--- The input ---

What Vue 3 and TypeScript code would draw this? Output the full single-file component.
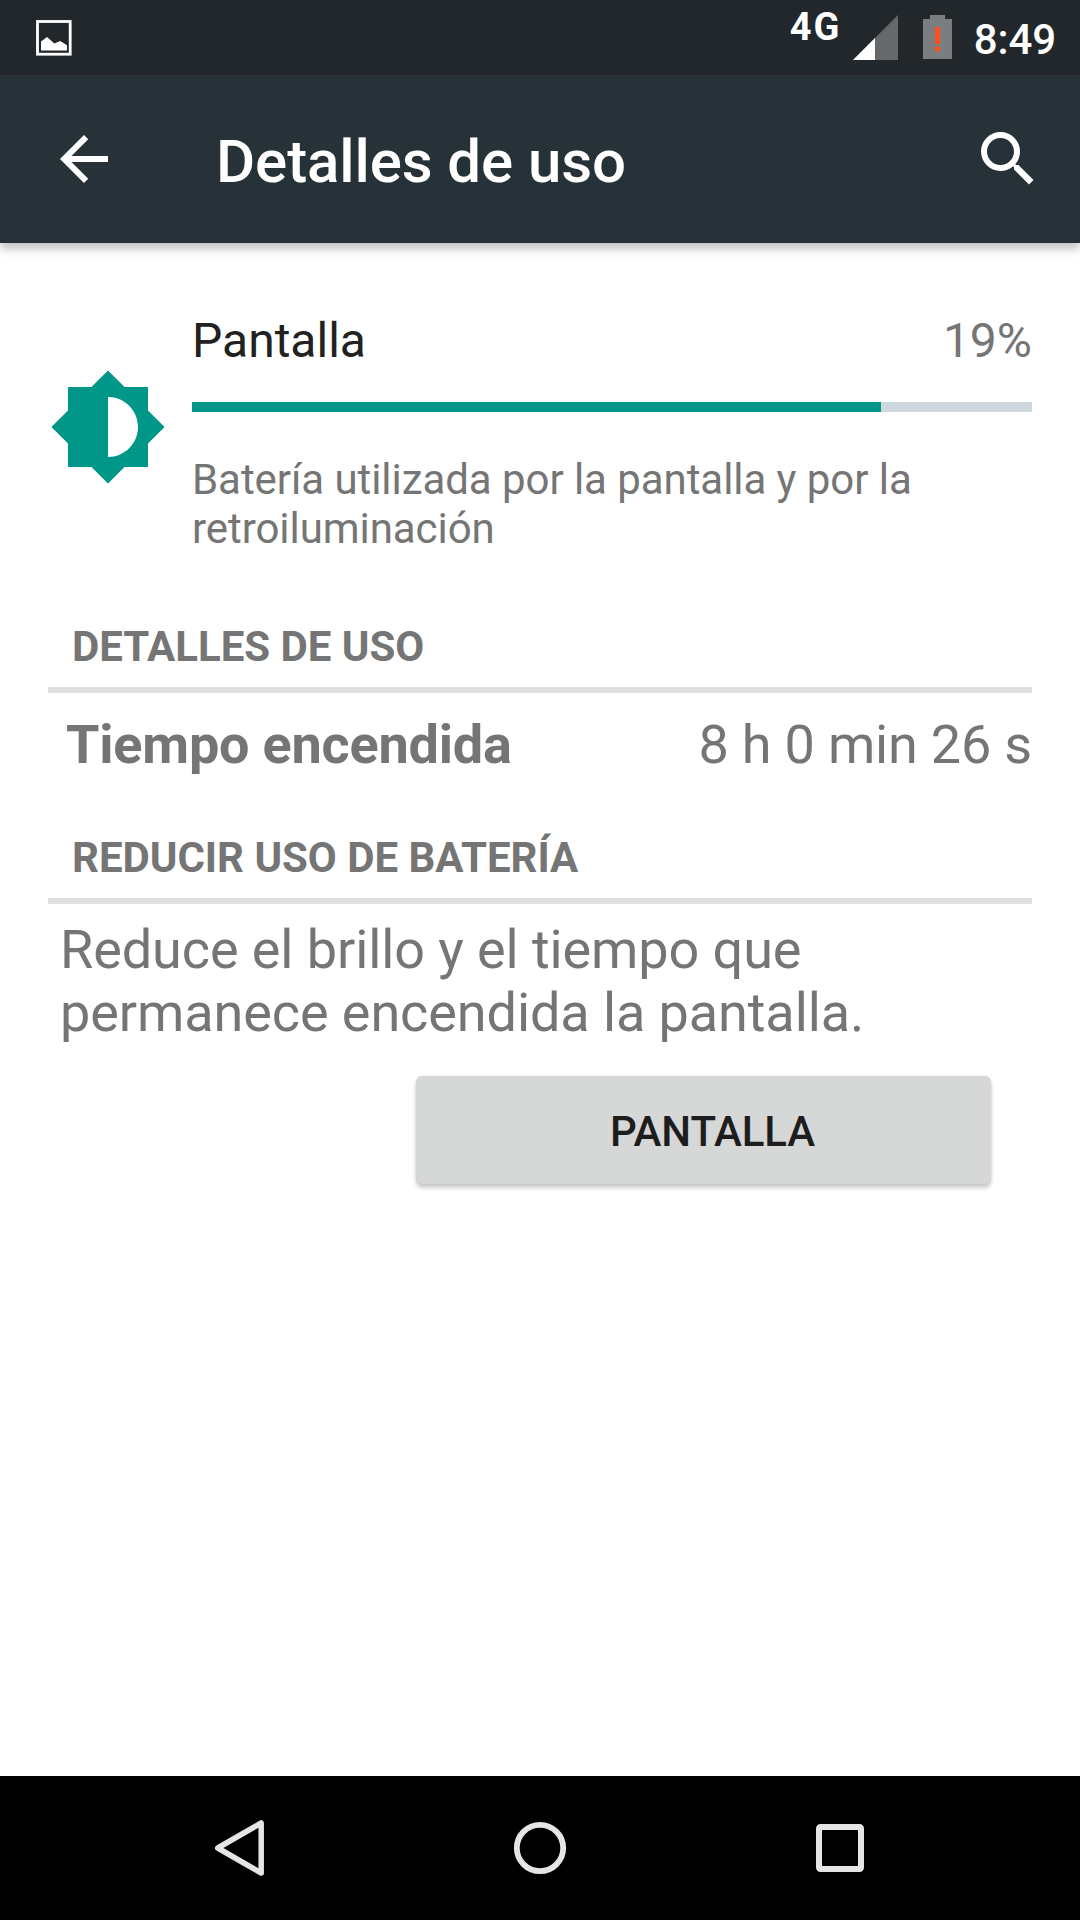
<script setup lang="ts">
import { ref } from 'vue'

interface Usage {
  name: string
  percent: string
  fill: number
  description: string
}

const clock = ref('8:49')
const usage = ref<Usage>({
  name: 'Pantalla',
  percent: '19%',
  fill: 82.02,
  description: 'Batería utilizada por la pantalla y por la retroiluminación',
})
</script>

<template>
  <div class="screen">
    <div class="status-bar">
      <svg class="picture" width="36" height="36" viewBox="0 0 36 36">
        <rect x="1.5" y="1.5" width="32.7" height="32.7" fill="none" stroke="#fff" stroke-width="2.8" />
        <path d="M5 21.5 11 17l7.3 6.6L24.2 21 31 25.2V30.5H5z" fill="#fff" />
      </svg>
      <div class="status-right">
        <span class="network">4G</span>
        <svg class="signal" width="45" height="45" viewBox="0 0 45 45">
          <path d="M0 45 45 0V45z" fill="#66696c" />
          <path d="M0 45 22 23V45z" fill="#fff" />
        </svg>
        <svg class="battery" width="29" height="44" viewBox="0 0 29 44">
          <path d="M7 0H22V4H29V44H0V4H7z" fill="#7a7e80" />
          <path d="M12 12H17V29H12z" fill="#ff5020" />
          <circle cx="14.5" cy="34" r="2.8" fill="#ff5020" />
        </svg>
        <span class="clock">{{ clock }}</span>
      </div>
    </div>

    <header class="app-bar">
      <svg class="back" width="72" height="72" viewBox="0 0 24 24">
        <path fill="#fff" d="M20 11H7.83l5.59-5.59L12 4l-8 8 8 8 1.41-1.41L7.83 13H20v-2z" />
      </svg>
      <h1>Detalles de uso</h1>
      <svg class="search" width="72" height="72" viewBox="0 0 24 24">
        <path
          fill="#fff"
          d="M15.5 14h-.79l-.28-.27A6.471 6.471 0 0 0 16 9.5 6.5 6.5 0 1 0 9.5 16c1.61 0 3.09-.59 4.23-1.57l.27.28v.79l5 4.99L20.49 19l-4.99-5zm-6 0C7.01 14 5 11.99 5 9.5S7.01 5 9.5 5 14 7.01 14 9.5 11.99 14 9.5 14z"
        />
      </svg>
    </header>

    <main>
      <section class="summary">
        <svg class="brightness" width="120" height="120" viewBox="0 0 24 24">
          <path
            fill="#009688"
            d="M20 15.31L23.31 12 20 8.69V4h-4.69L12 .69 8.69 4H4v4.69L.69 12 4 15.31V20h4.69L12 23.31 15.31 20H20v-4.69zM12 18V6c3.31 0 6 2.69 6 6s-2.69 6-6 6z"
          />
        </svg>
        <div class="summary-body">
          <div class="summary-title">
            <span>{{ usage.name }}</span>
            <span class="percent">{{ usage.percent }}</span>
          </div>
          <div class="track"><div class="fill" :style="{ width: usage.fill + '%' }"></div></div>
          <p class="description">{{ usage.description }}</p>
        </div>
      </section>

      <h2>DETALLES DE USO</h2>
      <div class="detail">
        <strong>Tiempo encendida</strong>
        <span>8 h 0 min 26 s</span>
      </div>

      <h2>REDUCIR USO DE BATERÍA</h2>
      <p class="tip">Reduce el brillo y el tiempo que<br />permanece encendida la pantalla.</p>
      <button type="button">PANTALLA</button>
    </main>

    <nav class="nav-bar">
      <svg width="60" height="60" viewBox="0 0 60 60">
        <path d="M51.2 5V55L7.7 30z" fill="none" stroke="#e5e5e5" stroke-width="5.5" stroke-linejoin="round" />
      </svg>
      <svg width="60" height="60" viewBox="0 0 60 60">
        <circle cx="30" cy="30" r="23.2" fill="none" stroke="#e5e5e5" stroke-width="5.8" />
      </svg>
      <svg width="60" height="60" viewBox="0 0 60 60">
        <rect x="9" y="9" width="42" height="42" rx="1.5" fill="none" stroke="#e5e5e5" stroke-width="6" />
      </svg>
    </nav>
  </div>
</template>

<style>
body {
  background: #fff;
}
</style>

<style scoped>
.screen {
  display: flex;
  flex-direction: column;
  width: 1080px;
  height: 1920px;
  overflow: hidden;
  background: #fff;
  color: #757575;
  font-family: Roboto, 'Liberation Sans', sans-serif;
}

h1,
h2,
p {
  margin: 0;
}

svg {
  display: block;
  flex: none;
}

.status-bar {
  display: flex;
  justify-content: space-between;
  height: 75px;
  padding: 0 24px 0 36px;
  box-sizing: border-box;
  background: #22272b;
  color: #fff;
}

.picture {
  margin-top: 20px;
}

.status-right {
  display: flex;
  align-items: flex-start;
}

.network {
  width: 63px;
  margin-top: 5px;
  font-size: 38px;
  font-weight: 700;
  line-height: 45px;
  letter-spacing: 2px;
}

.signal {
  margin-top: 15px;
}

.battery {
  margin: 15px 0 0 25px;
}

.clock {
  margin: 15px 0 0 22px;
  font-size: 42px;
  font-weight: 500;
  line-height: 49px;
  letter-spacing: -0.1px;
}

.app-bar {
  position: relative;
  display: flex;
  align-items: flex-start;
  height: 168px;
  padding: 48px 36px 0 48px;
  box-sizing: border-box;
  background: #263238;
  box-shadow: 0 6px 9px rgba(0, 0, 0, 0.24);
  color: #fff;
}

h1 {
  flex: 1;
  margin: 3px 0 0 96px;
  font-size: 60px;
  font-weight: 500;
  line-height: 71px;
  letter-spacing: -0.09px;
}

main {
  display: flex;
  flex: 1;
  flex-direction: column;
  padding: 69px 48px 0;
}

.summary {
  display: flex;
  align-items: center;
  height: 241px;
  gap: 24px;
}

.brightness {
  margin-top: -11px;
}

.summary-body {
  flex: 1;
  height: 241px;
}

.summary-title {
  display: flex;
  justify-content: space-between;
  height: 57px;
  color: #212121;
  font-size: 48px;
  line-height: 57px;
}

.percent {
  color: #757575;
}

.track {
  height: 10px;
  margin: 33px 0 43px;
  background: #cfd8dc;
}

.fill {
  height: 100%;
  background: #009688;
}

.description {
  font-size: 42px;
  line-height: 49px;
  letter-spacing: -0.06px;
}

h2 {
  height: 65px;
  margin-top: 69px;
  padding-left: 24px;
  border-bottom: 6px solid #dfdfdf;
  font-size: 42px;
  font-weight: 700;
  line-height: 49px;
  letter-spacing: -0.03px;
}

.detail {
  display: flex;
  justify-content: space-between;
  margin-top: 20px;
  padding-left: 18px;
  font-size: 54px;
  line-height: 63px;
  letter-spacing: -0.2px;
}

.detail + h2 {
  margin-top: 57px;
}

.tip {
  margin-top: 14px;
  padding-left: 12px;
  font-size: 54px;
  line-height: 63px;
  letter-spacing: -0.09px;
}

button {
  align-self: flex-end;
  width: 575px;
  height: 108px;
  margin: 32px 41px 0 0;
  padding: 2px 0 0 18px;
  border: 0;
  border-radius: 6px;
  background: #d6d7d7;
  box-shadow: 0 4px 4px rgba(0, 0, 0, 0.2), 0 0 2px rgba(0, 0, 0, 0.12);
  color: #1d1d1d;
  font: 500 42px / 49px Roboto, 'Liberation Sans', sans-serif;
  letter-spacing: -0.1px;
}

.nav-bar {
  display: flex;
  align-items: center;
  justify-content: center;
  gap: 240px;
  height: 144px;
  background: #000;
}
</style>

---
--- The input ---

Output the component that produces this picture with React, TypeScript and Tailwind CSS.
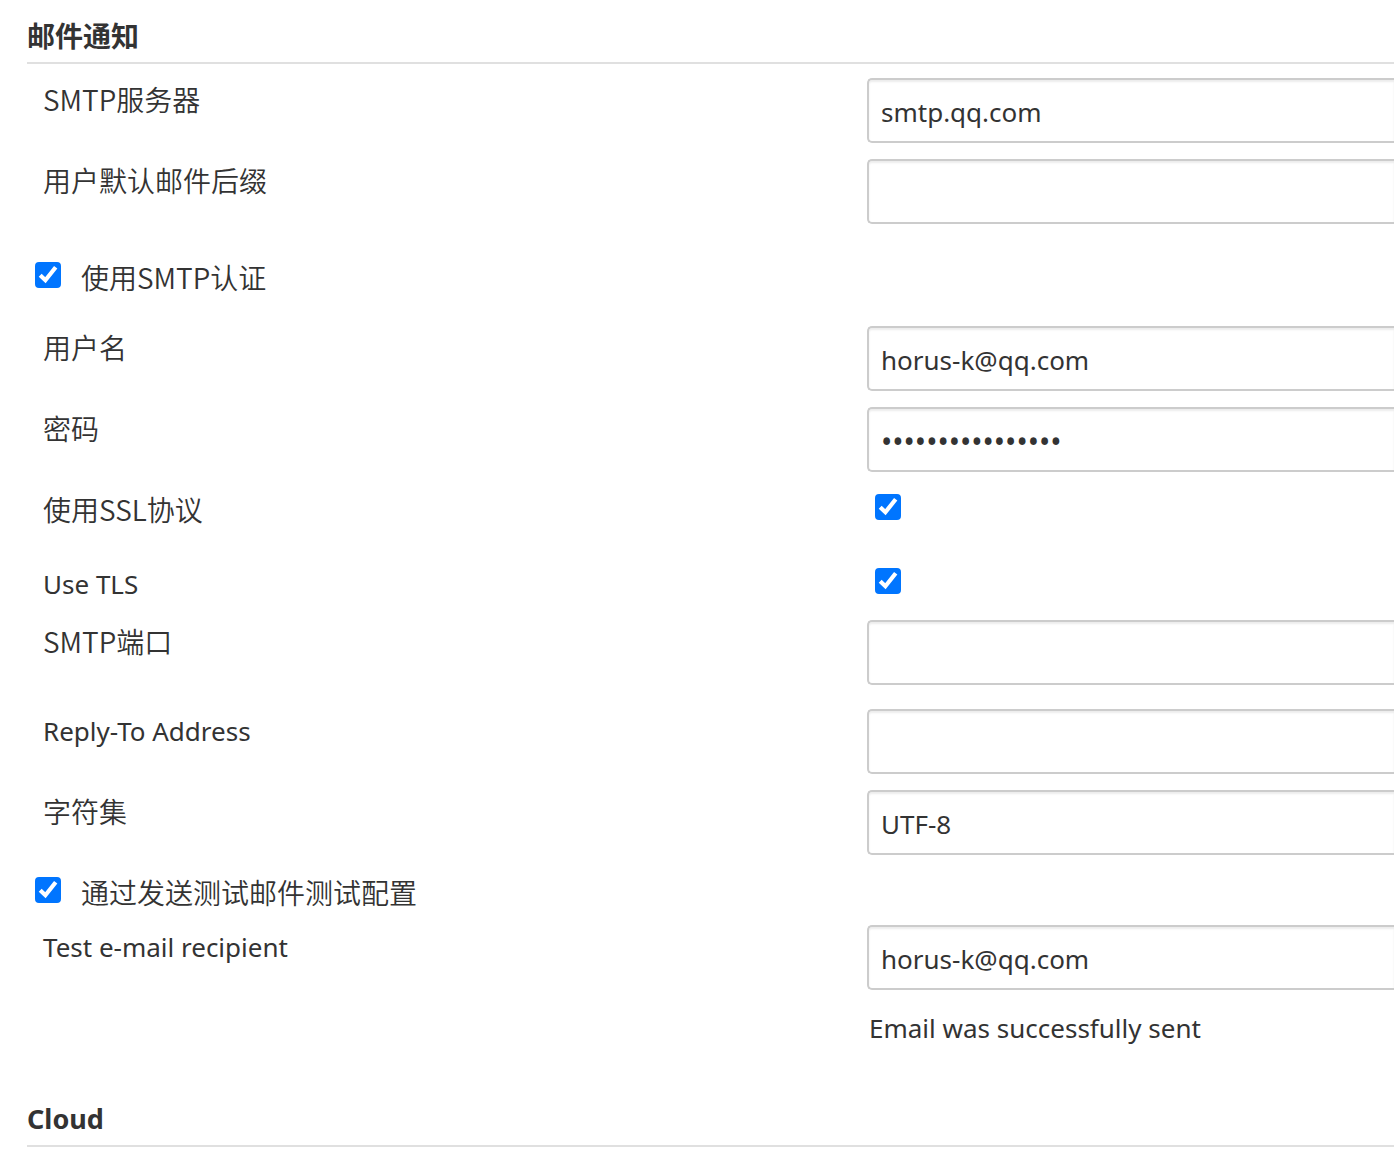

---

## Written task
From the entries above, copy out every line where the string "component" appears.

## Exercise output
What Vue 3 and TypeScript code would draw this? Output the full single-file component.
Output the component that produces this picture with React, TypeScript and Tailwind CSS.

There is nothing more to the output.